TO BE DONE:
Report only how many lines hold the word "this".

Records contained in a dataset:
-- start --

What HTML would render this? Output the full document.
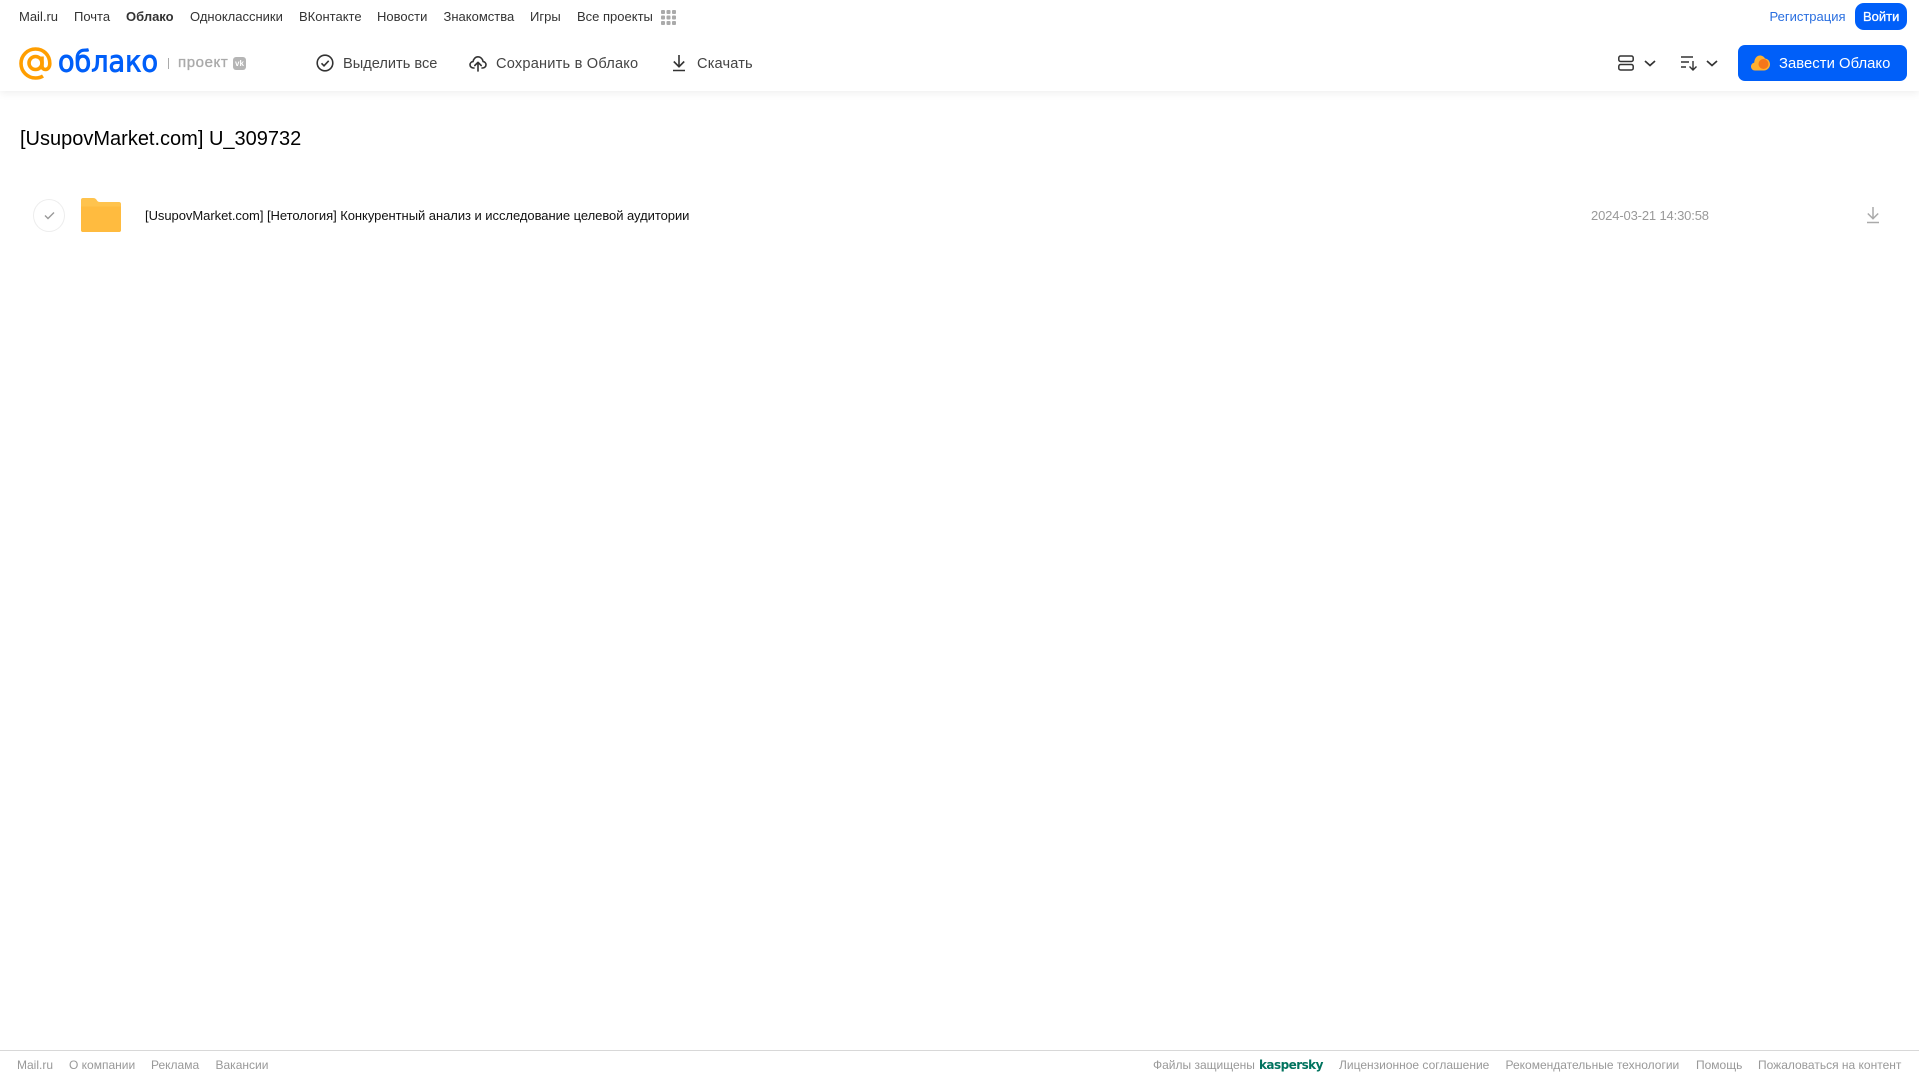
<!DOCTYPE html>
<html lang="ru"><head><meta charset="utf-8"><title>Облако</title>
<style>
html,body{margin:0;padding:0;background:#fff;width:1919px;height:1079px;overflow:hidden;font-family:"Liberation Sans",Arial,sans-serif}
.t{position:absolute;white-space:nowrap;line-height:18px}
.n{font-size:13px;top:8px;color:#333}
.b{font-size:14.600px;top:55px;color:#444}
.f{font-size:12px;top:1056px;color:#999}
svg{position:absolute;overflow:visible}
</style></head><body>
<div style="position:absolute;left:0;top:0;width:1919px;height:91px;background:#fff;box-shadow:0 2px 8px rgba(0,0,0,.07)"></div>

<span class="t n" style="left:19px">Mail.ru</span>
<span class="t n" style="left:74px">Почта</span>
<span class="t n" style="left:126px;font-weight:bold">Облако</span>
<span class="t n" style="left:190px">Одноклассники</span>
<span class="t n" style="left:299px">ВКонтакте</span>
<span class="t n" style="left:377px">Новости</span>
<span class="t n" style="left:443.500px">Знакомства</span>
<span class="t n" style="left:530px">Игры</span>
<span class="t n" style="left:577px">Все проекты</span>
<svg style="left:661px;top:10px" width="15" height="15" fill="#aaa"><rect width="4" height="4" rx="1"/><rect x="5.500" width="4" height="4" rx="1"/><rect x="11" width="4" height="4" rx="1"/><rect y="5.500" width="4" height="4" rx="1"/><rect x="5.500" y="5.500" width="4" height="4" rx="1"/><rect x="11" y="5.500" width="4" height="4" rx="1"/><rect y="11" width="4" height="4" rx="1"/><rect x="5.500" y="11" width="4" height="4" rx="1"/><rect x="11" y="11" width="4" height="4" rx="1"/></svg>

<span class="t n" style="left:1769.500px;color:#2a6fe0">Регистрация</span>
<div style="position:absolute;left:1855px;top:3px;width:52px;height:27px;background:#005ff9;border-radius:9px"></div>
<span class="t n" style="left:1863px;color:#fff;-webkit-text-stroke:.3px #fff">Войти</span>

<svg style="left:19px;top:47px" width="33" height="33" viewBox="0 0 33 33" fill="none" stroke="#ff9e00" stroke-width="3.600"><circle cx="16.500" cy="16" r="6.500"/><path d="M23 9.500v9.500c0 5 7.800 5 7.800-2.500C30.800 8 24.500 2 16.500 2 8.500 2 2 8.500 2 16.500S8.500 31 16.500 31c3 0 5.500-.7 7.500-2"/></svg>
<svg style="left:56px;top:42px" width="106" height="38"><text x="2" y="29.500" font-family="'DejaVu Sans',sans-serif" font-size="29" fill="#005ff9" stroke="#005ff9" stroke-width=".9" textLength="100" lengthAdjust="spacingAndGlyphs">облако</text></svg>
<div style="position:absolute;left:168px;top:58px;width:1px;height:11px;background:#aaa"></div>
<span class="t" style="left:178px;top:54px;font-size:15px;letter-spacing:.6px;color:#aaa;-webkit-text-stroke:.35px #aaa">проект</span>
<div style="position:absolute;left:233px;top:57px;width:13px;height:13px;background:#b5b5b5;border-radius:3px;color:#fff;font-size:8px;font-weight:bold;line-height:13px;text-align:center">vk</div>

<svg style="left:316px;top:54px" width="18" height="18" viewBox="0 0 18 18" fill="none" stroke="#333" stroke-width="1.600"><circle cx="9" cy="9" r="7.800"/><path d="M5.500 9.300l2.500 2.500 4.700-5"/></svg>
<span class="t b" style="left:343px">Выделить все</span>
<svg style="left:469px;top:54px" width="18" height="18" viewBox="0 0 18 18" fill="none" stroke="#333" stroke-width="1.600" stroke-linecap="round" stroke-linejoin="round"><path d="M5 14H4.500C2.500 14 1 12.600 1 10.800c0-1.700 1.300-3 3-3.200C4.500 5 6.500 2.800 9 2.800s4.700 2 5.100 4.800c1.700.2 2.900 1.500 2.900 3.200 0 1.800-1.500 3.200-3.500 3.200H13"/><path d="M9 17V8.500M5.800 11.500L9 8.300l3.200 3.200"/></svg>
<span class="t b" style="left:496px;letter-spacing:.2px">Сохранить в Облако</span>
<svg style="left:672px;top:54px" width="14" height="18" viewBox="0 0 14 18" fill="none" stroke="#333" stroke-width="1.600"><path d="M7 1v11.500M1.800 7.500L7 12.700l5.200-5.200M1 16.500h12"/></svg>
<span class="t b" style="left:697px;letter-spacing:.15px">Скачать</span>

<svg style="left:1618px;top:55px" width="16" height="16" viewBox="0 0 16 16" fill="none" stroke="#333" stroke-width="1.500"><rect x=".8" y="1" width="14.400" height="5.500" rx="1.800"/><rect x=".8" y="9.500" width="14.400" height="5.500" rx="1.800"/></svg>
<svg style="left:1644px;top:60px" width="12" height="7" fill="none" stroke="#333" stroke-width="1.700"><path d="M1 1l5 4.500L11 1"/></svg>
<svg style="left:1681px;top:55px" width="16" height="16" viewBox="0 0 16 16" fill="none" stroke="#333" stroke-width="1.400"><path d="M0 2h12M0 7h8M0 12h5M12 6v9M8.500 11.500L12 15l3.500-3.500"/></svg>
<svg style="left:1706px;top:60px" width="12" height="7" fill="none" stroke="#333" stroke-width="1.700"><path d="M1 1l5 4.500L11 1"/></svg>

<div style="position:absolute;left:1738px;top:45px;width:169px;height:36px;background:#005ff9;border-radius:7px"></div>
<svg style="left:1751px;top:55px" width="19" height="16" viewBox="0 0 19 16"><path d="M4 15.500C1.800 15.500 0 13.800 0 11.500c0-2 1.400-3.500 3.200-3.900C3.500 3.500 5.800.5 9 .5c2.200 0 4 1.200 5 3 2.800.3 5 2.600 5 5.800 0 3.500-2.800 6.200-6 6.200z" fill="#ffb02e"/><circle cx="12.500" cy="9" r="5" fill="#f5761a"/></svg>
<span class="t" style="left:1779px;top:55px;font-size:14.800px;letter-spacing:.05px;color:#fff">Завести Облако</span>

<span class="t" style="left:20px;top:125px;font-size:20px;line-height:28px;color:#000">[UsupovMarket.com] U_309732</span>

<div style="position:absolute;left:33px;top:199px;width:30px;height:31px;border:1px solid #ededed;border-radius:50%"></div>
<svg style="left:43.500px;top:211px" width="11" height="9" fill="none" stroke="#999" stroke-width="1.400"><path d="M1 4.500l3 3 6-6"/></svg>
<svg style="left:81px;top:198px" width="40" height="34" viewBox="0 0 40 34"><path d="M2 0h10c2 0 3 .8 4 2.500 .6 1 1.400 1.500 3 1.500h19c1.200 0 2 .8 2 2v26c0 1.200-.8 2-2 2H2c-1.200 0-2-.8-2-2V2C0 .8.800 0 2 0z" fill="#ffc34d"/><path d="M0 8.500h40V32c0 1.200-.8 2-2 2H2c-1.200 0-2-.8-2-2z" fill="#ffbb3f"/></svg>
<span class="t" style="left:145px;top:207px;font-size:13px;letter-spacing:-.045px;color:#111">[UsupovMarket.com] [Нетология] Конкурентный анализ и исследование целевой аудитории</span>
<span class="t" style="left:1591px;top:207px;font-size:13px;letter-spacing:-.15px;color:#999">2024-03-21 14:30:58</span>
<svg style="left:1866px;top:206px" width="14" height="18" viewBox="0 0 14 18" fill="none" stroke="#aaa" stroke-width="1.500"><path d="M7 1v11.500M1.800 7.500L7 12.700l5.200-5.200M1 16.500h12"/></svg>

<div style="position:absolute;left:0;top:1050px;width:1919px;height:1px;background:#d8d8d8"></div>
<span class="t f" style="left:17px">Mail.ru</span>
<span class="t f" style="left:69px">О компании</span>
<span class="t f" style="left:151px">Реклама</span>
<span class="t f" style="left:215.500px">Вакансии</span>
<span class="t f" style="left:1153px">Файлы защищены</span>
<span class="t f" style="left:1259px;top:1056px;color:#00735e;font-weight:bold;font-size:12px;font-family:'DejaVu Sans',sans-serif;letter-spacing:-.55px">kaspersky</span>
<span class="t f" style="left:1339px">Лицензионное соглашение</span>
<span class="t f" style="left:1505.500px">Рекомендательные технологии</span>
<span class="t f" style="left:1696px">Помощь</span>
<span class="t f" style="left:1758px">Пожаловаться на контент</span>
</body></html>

-- end --
-- start --

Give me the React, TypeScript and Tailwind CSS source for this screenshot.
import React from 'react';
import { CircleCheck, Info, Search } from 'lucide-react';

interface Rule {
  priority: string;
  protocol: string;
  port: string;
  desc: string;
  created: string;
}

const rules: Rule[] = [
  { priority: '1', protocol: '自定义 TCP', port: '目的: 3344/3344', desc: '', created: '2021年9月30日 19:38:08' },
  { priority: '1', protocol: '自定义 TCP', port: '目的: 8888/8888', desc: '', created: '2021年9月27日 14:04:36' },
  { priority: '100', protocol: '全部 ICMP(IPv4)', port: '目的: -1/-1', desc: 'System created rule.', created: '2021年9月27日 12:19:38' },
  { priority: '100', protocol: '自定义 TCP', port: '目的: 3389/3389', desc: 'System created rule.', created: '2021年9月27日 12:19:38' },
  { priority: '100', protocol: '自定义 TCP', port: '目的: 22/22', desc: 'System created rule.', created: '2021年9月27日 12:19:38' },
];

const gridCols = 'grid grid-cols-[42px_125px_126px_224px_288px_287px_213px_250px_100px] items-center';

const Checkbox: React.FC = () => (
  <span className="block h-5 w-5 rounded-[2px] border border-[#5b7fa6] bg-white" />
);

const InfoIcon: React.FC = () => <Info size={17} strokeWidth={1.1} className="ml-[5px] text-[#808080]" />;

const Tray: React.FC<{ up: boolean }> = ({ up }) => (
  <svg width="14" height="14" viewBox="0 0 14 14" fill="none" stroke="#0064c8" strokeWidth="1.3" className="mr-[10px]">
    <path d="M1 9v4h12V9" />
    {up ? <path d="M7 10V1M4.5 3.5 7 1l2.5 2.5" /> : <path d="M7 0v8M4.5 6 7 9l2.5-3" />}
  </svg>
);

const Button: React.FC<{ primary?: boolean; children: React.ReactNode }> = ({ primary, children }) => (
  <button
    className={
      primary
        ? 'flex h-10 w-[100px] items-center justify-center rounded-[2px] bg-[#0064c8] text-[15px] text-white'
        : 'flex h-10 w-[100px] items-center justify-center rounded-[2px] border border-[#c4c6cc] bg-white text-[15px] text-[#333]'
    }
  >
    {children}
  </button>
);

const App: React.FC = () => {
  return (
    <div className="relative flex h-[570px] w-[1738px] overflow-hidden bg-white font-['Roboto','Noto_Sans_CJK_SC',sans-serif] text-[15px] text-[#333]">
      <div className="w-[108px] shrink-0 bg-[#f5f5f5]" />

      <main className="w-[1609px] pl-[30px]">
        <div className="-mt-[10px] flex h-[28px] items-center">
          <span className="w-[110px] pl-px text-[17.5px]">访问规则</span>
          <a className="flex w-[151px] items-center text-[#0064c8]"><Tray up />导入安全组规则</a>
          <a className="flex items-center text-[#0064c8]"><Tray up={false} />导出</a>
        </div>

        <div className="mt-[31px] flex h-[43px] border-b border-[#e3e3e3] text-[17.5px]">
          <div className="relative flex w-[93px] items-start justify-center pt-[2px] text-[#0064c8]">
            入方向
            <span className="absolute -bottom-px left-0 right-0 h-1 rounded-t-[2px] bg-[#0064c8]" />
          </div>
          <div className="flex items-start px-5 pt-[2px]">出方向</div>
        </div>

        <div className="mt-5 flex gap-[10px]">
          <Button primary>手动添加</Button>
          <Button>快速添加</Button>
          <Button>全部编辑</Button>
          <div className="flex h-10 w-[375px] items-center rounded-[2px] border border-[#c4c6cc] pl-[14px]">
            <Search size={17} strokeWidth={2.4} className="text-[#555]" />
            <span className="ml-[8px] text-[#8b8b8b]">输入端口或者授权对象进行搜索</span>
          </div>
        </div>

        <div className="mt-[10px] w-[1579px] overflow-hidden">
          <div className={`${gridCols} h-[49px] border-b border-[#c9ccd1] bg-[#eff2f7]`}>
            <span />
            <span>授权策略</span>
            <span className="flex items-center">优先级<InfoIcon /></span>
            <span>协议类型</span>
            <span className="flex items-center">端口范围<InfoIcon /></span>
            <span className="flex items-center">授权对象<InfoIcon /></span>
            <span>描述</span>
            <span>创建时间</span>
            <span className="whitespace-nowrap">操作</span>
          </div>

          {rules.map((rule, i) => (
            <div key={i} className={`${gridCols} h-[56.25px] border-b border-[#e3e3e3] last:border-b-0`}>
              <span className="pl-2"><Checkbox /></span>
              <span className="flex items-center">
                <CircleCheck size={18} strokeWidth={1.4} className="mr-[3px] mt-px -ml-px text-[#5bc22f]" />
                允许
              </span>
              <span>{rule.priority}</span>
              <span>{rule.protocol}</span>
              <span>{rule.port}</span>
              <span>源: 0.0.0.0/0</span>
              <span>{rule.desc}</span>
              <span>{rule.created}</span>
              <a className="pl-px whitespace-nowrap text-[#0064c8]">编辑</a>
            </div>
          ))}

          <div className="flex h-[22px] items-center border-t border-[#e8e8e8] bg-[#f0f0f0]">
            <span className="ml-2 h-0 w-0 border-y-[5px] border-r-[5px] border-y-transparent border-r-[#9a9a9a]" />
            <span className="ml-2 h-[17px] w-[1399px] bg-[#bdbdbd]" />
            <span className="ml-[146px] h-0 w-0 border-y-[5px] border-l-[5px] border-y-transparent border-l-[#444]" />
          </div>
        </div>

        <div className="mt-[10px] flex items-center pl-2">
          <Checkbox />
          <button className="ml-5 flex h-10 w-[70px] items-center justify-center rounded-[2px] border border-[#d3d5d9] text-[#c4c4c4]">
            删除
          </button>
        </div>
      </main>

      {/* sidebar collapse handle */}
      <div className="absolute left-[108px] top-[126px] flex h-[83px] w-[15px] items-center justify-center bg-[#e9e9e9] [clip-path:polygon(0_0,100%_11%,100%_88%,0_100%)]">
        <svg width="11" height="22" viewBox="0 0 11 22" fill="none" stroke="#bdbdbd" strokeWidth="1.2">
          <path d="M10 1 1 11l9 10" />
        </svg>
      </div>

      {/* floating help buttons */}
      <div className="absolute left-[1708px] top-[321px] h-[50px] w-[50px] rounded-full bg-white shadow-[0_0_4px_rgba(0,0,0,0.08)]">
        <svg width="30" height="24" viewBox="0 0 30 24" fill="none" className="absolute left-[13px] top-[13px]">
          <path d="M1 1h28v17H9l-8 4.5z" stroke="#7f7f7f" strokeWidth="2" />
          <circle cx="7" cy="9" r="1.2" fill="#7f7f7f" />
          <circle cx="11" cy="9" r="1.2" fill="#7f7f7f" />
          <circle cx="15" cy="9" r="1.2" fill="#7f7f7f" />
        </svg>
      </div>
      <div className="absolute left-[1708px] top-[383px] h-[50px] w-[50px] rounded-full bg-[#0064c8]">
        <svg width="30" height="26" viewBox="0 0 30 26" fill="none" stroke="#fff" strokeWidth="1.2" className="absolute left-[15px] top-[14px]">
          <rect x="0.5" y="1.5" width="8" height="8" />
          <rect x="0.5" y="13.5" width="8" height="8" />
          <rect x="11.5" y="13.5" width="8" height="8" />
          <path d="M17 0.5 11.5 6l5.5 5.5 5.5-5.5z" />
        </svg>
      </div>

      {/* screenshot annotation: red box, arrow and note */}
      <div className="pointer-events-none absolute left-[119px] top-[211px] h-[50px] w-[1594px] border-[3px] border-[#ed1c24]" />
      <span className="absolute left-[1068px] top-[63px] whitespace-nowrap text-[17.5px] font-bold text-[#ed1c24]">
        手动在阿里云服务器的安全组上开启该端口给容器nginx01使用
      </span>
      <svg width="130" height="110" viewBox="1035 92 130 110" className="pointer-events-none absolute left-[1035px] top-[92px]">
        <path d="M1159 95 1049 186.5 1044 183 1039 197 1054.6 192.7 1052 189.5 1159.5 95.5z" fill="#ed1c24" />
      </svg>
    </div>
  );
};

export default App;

-- end --

CORRECT RESPONSE:
2